Our boat, for safety reasons, is divided into four sections, each separated by a water-tight bulkhead. In each bulkhead is a door permitting passage from one compartment to the next. We live in the middle two. There is an aft compartment that contains all the steering mechanisms. There is a forward compartment, just two feet square, barely big enough for a person to climb into. We use it for storing trash. It is now known as the super fund site.

Two days ago, I was sitting in my nav station, holding on for dear life because of the violent motions of the boat, when I noticed two guys making a tremendous commotion up front. When I looked up, they said “Hey Matt, get up here. You have to see this.”

They were laughing.

Bad sign.

When I crawled to the front of the boat they handed me a flashlight and instructed me to look in the forward compartment. So I did. I grabbed the flashlight and poked my arm and my head through the door . . .

It was horrible. I lurched back. The laughter was now hysterical. I managed a chuckle and a comment: “Oh, that’s not good, not good at all.”

What it is:

The three trash bags that we had stored in the bow from our first five days exploded. I’d use a word more dynamic than exploded if I knew of one, because ‘exploded’ honestly does not even come close. Left-over food, empty freeze-dry packages, tea bags, toilet paper, candy wrappers, all were plastered to the walls and ceiling. The rest of the trash was floating in a cauldron, a cist. A swamp of sea water that had penetrated the compartment completed the brew, and it had been shaking around up there for three days. The smell was very, very, very, very bad.

Did I mention that it smelled bad?

We shut the door and called it a problem for a calm day.

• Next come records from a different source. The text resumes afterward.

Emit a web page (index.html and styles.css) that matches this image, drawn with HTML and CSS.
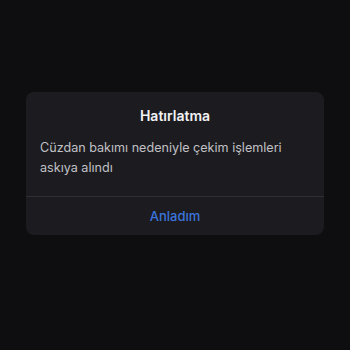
FILE: index.html
```html
<!DOCTYPE html>
<html lang="tr">
<head>
<meta charset="utf-8">
<link rel="stylesheet" href="styles.css">
</head>
<body>
<div class="screen">
  <div class="dialog">
    <div class="content">
      <div class="title">Hatırlatma</div>
      <div class="message">Cüzdan bakımı nedeniyle çekim işlemleri askıya alındı</div>
    </div>
    <div class="actions">
      <button class="btn">Anladım</button>
    </div>
  </div>
</div>
</body>
</html>
```
FILE: styles.css
```css
html, body {
  margin: 0;
  padding: 0;
  background: #0e0e10;
}
.screen {
  width: 350px;
  height: 350px;
  display: flex;
  align-items: flex-start;
  justify-content: center;
  padding-top: 92px;
  box-sizing: border-box;
  font-family: Inter, "Noto Sans", sans-serif;
}
.dialog {
  width: 298px;
  background: #1c1c20;
  border-radius: 8px;
  overflow: hidden;
}
.content {
  padding: 14px 14px 18px;
}
.title {
  color: #f2f2f4;
  font-size: 14px;
  font-weight: 600;
  text-align: center;
  line-height: 20px;
  margin-bottom: 12px;
}
.message {
  color: #c0c0c5;
  font-size: 12.6px;
  line-height: 20px;
}
.actions {
  border-top: 1px solid #2e2e33;
}
.btn {
  display: block;
  width: 100%;
  height: 38px;
  background: none;
  border: none;
  color: #3b74dc;
  font-family: inherit;
  font-size: 13px;
  font-weight: 500;
}
```
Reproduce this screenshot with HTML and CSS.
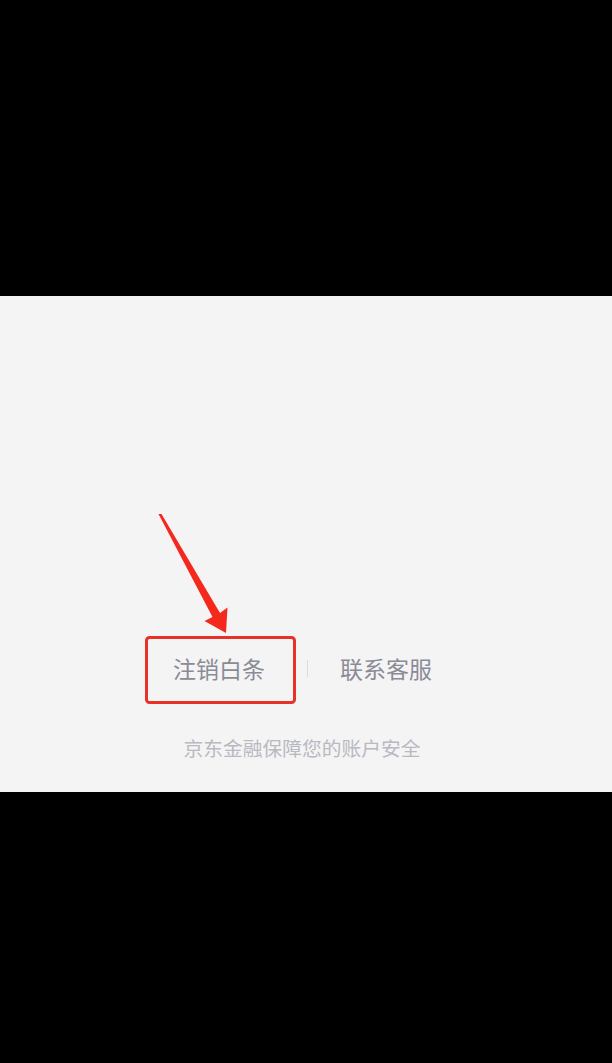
FILE: index.html
```html
<!DOCTYPE html>
<html lang="zh">
<head>
<meta charset="utf-8">
<link rel="stylesheet" href="styles.css">
</head>
<body>
<div class="screen">
  <div class="panel">
    <div class="links">
      <span class="link">注销白条</span>
      <span class="sep"></span>
      <span class="link">联系客服</span>
    </div>
    <div class="note">京东金融保障您的账户安全</div>
  </div>
  <svg class="annot" width="612" height="1063" viewBox="0 0 612 1063">
    <rect x="146.5" y="637.5" width="148" height="65" rx="3" ry="3" fill="none" stroke="#e83229" stroke-width="3"/>
    <polygon points="158.5,514 161.5,514 220,613 227.5,607.5 226,633 204.5,621 212.5,617" fill="#f5281e"/>
  </svg>
</div>
</body>
</html>
```
FILE: styles.css
```css
html, body {
  margin: 0;
  padding: 0;
  background: #000;
}
.screen {
  position: relative;
  width: 612px;
  height: 1063px;
  background: #000;
  padding-top: 296px;
  box-sizing: border-box;
}
.panel {
  height: 496px;
  background: #f4f4f4;
  display: flex;
  flex-direction: column;
  align-items: center;
  padding-top: 355px;
  box-sizing: border-box;
  font-family: "Noto Sans CJK SC", "Noto Sans", sans-serif;
}
.links {
  display: flex;
  align-items: center;
  height: 34px;
  padding-right: 7px;
}
.link {
  font-size: 23px;
  line-height: 34px;
  color: #8b8b97;
}
.sep {
  width: 1px;
  height: 17px;
  margin: 0 32px 0 42px;
  background: #dcdcdc;
}
.note {
  margin-top: 49px;
  padding-right: 8px;
  font-size: 19.75px;
  line-height: 28px;
  color: #b9b9c2;
}
.annot {
  position: absolute;
  left: 0;
  top: 0;
  pointer-events: none;
}
```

Since today Scottie beamed us into this parallel universe of calm seas and gentle sailing, we decided that today was The Day. Soon we will be in 100+ degree heat. This is a project we could not put off until India. ‘Dutch’ Ed and ‘Media Man’ Sander were the brave souls who volunteered for the clean-up. When they went in, I wasn’t sure that they would ever come back. Going anywhere near the opening in the bulkhead made me choke. I ran away before I passed out or . . .

I'm an engineer. I don't have words for supergawdawfulness.

Ninety minutes later Sander and Ed emerged. Like soldiers just returned from the front, they have fallen silent, exchanging glances between them that seem to tell tales only a veteran could understand. I assume that both will suffer post traumatic stress for the remainder of the race.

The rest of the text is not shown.